- _WHAT IS EXPECTED_:
Collect the lines of the entries where "this" shows up.

- _AVAILABLE RECORDS_:
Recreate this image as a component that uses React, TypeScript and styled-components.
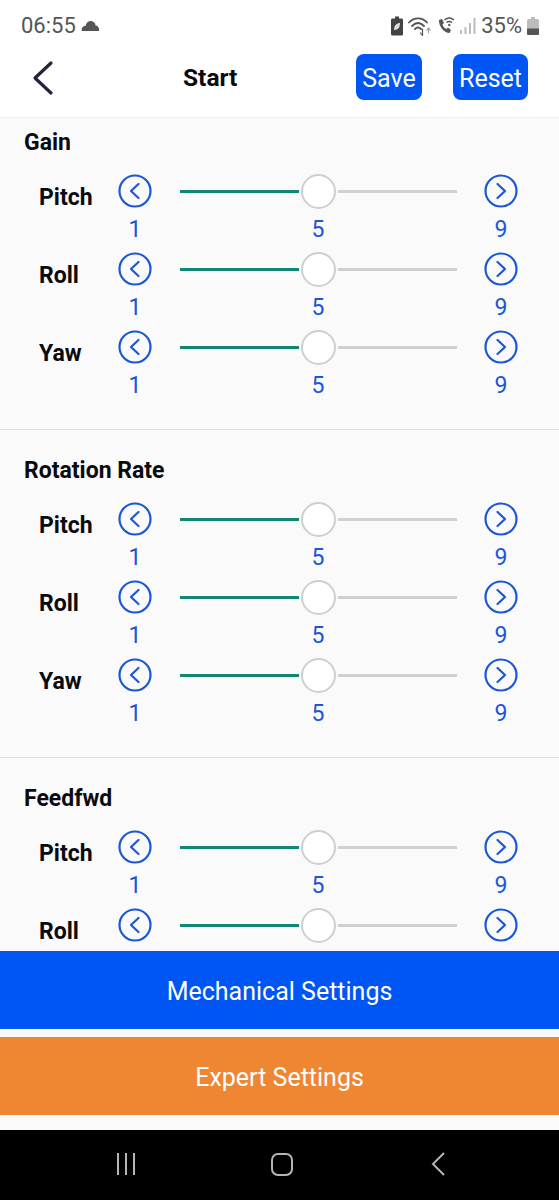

---

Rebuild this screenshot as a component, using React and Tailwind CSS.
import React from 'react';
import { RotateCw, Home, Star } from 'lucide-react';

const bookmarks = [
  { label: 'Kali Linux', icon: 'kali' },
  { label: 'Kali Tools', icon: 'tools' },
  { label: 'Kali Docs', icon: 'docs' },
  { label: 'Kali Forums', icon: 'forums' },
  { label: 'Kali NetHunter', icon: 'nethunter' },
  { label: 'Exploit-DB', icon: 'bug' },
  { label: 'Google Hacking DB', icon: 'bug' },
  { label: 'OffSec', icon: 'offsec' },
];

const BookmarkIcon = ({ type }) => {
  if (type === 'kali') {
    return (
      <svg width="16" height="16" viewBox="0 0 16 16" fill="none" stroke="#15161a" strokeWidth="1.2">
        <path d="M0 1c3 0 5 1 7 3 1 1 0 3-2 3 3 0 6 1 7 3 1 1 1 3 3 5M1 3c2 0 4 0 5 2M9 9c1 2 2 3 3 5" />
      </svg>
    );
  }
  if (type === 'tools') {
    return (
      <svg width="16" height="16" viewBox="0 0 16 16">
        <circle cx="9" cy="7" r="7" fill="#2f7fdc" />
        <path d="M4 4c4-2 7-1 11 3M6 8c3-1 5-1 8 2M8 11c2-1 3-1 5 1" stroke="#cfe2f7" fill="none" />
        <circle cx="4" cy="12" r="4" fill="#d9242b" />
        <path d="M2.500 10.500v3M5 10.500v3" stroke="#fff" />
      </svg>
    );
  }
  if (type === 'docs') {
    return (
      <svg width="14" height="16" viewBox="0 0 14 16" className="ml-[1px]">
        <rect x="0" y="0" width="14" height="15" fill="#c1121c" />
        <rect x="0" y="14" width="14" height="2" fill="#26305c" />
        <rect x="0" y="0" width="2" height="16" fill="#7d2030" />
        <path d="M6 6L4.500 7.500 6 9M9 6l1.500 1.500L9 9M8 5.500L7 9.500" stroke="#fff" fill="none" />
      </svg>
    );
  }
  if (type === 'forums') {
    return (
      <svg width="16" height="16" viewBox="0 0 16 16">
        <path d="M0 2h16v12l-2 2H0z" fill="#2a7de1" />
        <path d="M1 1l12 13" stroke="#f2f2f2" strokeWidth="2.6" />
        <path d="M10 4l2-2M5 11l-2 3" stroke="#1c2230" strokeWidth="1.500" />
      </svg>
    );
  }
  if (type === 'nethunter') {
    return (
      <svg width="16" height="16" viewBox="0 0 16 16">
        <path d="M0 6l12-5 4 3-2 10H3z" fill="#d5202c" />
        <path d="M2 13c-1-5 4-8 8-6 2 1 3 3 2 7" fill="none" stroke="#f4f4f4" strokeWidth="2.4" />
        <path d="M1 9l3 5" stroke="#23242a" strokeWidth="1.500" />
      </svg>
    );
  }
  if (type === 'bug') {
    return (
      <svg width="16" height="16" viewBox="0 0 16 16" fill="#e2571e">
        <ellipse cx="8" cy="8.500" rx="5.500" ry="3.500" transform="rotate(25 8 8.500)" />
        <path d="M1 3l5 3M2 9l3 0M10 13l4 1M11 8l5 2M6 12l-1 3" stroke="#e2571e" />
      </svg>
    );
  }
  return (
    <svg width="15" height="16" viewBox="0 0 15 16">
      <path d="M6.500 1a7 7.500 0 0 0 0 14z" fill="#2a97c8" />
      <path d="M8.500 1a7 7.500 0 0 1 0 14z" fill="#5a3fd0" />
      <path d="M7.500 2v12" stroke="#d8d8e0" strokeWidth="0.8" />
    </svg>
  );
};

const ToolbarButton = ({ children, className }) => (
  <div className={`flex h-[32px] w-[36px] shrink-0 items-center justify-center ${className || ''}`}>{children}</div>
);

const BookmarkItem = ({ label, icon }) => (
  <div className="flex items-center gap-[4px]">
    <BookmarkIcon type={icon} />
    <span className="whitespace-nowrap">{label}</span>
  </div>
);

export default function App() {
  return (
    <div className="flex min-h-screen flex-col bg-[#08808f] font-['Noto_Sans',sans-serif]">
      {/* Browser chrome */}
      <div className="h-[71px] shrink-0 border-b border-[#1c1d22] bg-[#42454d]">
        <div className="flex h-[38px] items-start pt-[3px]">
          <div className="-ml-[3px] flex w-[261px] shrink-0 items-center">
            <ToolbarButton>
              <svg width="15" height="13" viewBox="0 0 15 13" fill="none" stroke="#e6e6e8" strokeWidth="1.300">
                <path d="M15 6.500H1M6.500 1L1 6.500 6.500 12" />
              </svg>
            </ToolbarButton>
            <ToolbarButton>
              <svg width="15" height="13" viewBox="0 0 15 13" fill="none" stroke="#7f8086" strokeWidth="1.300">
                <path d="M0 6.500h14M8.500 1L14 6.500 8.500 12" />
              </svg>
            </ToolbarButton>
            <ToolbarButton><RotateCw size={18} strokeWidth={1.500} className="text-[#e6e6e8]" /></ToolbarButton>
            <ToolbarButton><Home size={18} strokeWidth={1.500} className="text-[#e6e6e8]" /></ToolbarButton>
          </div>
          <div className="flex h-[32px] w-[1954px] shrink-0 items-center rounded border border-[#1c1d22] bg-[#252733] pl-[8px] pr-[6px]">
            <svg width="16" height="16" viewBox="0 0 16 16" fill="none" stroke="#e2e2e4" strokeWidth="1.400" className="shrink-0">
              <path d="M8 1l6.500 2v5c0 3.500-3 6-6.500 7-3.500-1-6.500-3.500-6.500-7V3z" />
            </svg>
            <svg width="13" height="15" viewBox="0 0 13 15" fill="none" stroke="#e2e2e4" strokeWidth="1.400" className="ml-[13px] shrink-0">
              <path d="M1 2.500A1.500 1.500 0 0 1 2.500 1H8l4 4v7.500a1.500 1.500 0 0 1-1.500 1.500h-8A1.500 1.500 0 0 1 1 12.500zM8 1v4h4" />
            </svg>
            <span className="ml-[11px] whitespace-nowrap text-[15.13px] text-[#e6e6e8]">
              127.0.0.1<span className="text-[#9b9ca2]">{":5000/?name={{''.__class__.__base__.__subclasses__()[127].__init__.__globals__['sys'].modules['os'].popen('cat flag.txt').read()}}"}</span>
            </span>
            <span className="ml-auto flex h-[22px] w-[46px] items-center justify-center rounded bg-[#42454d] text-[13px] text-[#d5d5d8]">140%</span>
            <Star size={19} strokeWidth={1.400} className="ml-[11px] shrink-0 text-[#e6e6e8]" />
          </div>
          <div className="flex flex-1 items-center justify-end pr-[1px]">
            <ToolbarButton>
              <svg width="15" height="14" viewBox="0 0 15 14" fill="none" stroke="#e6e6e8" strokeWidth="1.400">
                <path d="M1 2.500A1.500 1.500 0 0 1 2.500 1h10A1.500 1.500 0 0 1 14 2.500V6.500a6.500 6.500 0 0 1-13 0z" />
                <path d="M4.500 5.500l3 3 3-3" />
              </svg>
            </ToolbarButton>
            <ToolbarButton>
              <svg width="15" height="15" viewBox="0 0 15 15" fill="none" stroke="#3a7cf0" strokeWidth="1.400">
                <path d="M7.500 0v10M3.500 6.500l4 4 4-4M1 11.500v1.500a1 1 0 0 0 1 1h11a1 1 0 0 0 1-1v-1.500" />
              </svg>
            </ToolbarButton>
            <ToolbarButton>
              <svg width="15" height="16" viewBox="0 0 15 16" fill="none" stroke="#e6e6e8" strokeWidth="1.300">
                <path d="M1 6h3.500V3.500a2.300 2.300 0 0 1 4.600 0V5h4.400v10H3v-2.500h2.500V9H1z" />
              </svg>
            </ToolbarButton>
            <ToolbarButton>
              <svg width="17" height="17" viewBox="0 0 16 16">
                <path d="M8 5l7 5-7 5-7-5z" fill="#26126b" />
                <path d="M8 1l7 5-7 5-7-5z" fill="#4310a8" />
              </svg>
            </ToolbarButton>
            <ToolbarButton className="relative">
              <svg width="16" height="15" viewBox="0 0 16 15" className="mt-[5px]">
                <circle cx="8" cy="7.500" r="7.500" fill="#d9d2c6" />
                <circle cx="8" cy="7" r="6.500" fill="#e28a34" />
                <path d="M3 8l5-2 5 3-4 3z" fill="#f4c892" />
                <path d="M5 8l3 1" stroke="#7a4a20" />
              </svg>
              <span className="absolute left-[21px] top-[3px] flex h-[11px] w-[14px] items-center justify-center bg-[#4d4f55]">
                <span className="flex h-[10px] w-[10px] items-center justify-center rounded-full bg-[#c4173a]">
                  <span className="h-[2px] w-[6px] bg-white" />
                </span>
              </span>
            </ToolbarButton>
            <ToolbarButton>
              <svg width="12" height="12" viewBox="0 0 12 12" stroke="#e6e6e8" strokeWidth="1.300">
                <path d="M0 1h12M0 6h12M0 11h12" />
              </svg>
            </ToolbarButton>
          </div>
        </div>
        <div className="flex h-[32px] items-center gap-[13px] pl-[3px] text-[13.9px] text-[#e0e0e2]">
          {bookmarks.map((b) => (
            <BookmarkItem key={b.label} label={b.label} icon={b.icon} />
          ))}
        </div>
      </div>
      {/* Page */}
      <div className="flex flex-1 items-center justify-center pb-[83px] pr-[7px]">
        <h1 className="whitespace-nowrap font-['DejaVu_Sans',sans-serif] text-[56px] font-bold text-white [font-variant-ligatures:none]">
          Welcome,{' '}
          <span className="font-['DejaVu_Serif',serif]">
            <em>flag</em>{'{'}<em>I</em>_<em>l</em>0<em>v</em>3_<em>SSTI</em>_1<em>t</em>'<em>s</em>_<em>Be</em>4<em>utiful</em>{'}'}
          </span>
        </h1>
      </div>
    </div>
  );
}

- _SOLUTION BELOW_:
Recreate this image as a component that uses React, TypeScript and styled-components.
Rebuild this screenshot as a component, using React and Tailwind CSS.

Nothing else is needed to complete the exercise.